Give every line again exactly as it appears, please, but not the pictures.

──────

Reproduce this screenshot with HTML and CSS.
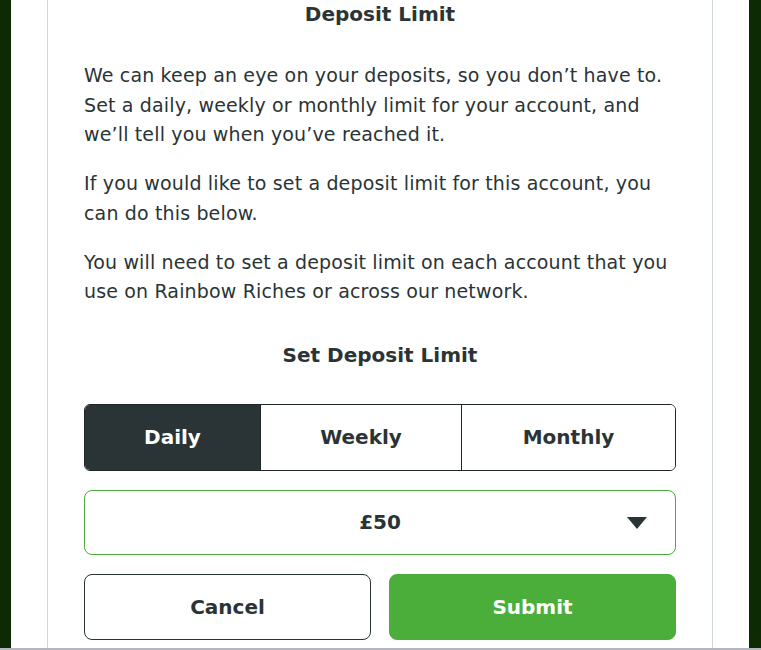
FILE: index.html
```html
<!DOCTYPE html>
<html lang="en">
<head>
<meta charset="utf-8">
<title>Deposit Limit</title>
<link rel="stylesheet" href="styles.css">
</head>
<body>
<div class="page">
  <div class="card">
    <h1 class="title">Deposit Limit</h1>
    <p class="text">We can keep an eye on your deposits, so you don’t have to. Set a daily, weekly or monthly limit for your account, and we’ll tell you when you’ve reached it.</p>
    <p class="text">If you would like to set a deposit limit for this account, you can do this below.</p>
    <p class="text">You will need to set a deposit limit on each account that you use on Rainbow Riches or across our network.</p>
    <h2 class="subtitle">Set Deposit Limit</h2>
    <div class="tabs">
      <button class="tab tab-active">Daily</button>
      <button class="tab">Weekly</button>
      <button class="tab">Monthly</button>
    </div>
    <div class="select">
      <span class="select-value">£50</span>
      <svg class="select-arrow" width="20" height="12" viewBox="0 0 20 12"><path d="M0 0 H20 L10 12 Z" fill="#2a3436"/></svg>
    </div>
    <div class="actions">
      <button class="btn btn-cancel">Cancel</button>
      <button class="btn btn-submit">Submit</button>
    </div>
  </div>
</div>
<div class="scrollbar"></div>
</body>
</html>
```
FILE: styles.css
```css
html, body {
  margin: 0;
  padding: 0;
}
body {
  background: #0c2a03;
  width: 761px;
  height: 650px;
  overflow: hidden;
  font-family: "DejaVu Sans", "Open Sans", sans-serif;
  color: #2a3436;
}
.page {
  margin-left: 11px;
  width: 738px;
  height: 648px;
  background: #ffffff;
  overflow: hidden;
}
.card {
  margin-left: 36px;
  width: 592px;
  height: 648px;
  padding: 0 36px;
  border-left: 1px solid #cfd6da;
  border-right: 1px solid #cfd6da;
}
.title {
  margin: 0;
  font-size: 20px;
  font-weight: 700;
  line-height: 28px;
  text-align: center;
}
.text {
  margin: 33px 0 0;
  font-size: 19px;
  letter-spacing: 0.15px;
  line-height: 29.5px;
}
.text + .text {
  margin-top: 19.5px;
}
.subtitle {
  margin: 34px 0 0;
  font-size: 20px;
  font-weight: 700;
  line-height: 28px;
  text-align: center;
}
.tabs {
  margin-top: 35px;
  display: grid;
  grid-template-columns: 175px 201px 1fr;
  height: 65px;
  border: 1px solid #1f2628;
  border-radius: 6px;
  overflow: hidden;
}
.tab {
  border: 0;
  background: #fff;
  font-family: inherit;
  font-size: 20px;
  font-weight: 700;
  color: #2a3436;
  padding: 0;
}
.tab + .tab {
  border-left: 1px solid #1f2628;
}
.tab-active {
  background: #2a3436;
  color: #ffffff;
}
.select {
  margin-top: 19px;
  height: 63px;
  border: 1px solid #4cae3a;
  border-radius: 8px;
  display: flex;
  align-items: center;
  justify-content: center;
  position: relative;
}
.select-value {
  font-size: 20px;
  font-weight: 700;
}
.select-arrow {
  position: absolute;
  right: 28px;
  top: 26px;
}
.actions {
  margin-top: 19px;
  display: flex;
  gap: 18px;
}
.btn {
  flex: 1;
  height: 66px;
  border-radius: 8px;
  font-family: inherit;
  font-size: 20px;
  font-weight: 700;
  padding: 0;
}
.btn-cancel {
  background: #fff;
  border: 1px solid #2a3436;
  color: #2a3436;
}
.btn-submit {
  background: #4cae3a;
  border: 1px solid #4cae3a;
  color: #fff;
}
.scrollbar {
  position: fixed;
  left: 0;
  bottom: 0;
  width: 761px;
  height: 2px;
  background: #b3b6be;
}
```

──────

ANSWER TO THE TASK »
Reproduce this screenshot with HTML and CSS.
FILE: index.html
```html
<!DOCTYPE html>
<html lang="en">
<head>
<meta charset="utf-8">
<title>Deposit Limit</title>
<link rel="stylesheet" href="styles.css">
</head>
<body>
<div class="page">
  <div class="card">
    <h1 class="title">Deposit Limit</h1>
    <p class="text">We can keep an eye on your deposits, so you don’t have to. Set a daily, weekly or monthly limit for your account, and we’ll tell you when you’ve reached it.</p>
    <p class="text">If you would like to set a deposit limit for this account, you can do this below.</p>
    <p class="text">You will need to set a deposit limit on each account that you use on Rainbow Riches or across our network.</p>
    <h2 class="subtitle">Set Deposit Limit</h2>
    <div class="tabs">
      <button class="tab tab-active">Daily</button>
      <button class="tab">Weekly</button>
      <button class="tab">Monthly</button>
    </div>
    <div class="select">
      <span class="select-value">£50</span>
      <svg class="select-arrow" width="20" height="12" viewBox="0 0 20 12"><path d="M0 0 H20 L10 12 Z" fill="#2a3436"/></svg>
    </div>
    <div class="actions">
      <button class="btn btn-cancel">Cancel</button>
      <button class="btn btn-submit">Submit</button>
    </div>
  </div>
</div>
<div class="scrollbar"></div>
</body>
</html>
```
FILE: styles.css
```css
html, body {
  margin: 0;
  padding: 0;
}
body {
  background: #0c2a03;
  width: 761px;
  height: 650px;
  overflow: hidden;
  font-family: "DejaVu Sans", "Open Sans", sans-serif;
  color: #2a3436;
}
.page {
  margin-left: 11px;
  width: 738px;
  height: 648px;
  background: #ffffff;
  overflow: hidden;
}
.card {
  margin-left: 36px;
  width: 592px;
  height: 648px;
  padding: 0 36px;
  border-left: 1px solid #cfd6da;
  border-right: 1px solid #cfd6da;
}
.title {
  margin: 0;
  font-size: 20px;
  font-weight: 700;
  line-height: 28px;
  text-align: center;
}
.text {
  margin: 33px 0 0;
  font-size: 19px;
  letter-spacing: 0.15px;
  line-height: 29.5px;
}
.text + .text {
  margin-top: 19.5px;
}
.subtitle {
  margin: 34px 0 0;
  font-size: 20px;
  font-weight: 700;
  line-height: 28px;
  text-align: center;
}
.tabs {
  margin-top: 35px;
  display: grid;
  grid-template-columns: 175px 201px 1fr;
  height: 65px;
  border: 1px solid #1f2628;
  border-radius: 6px;
  overflow: hidden;
}
.tab {
  border: 0;
  background: #fff;
  font-family: inherit;
  font-size: 20px;
  font-weight: 700;
  color: #2a3436;
  padding: 0;
}
.tab + .tab {
  border-left: 1px solid #1f2628;
}
.tab-active {
  background: #2a3436;
  color: #ffffff;
}
.select {
  margin-top: 19px;
  height: 63px;
  border: 1px solid #4cae3a;
  border-radius: 8px;
  display: flex;
  align-items: center;
  justify-content: center;
  position: relative;
}
.select-value {
  font-size: 20px;
  font-weight: 700;
}
.select-arrow {
  position: absolute;
  right: 28px;
  top: 26px;
}
.actions {
  margin-top: 19px;
  display: flex;
  gap: 18px;
}
.btn {
  flex: 1;
  height: 66px;
  border-radius: 8px;
  font-family: inherit;
  font-size: 20px;
  font-weight: 700;
  padding: 0;
}
.btn-cancel {
  background: #fff;
  border: 1px solid #2a3436;
  color: #2a3436;
}
.btn-submit {
  background: #4cae3a;
  border: 1px solid #4cae3a;
  color: #fff;
}
.scrollbar {
  position: fixed;
  left: 0;
  bottom: 0;
  width: 761px;
  height: 2px;
  background: #b3b6be;
}
```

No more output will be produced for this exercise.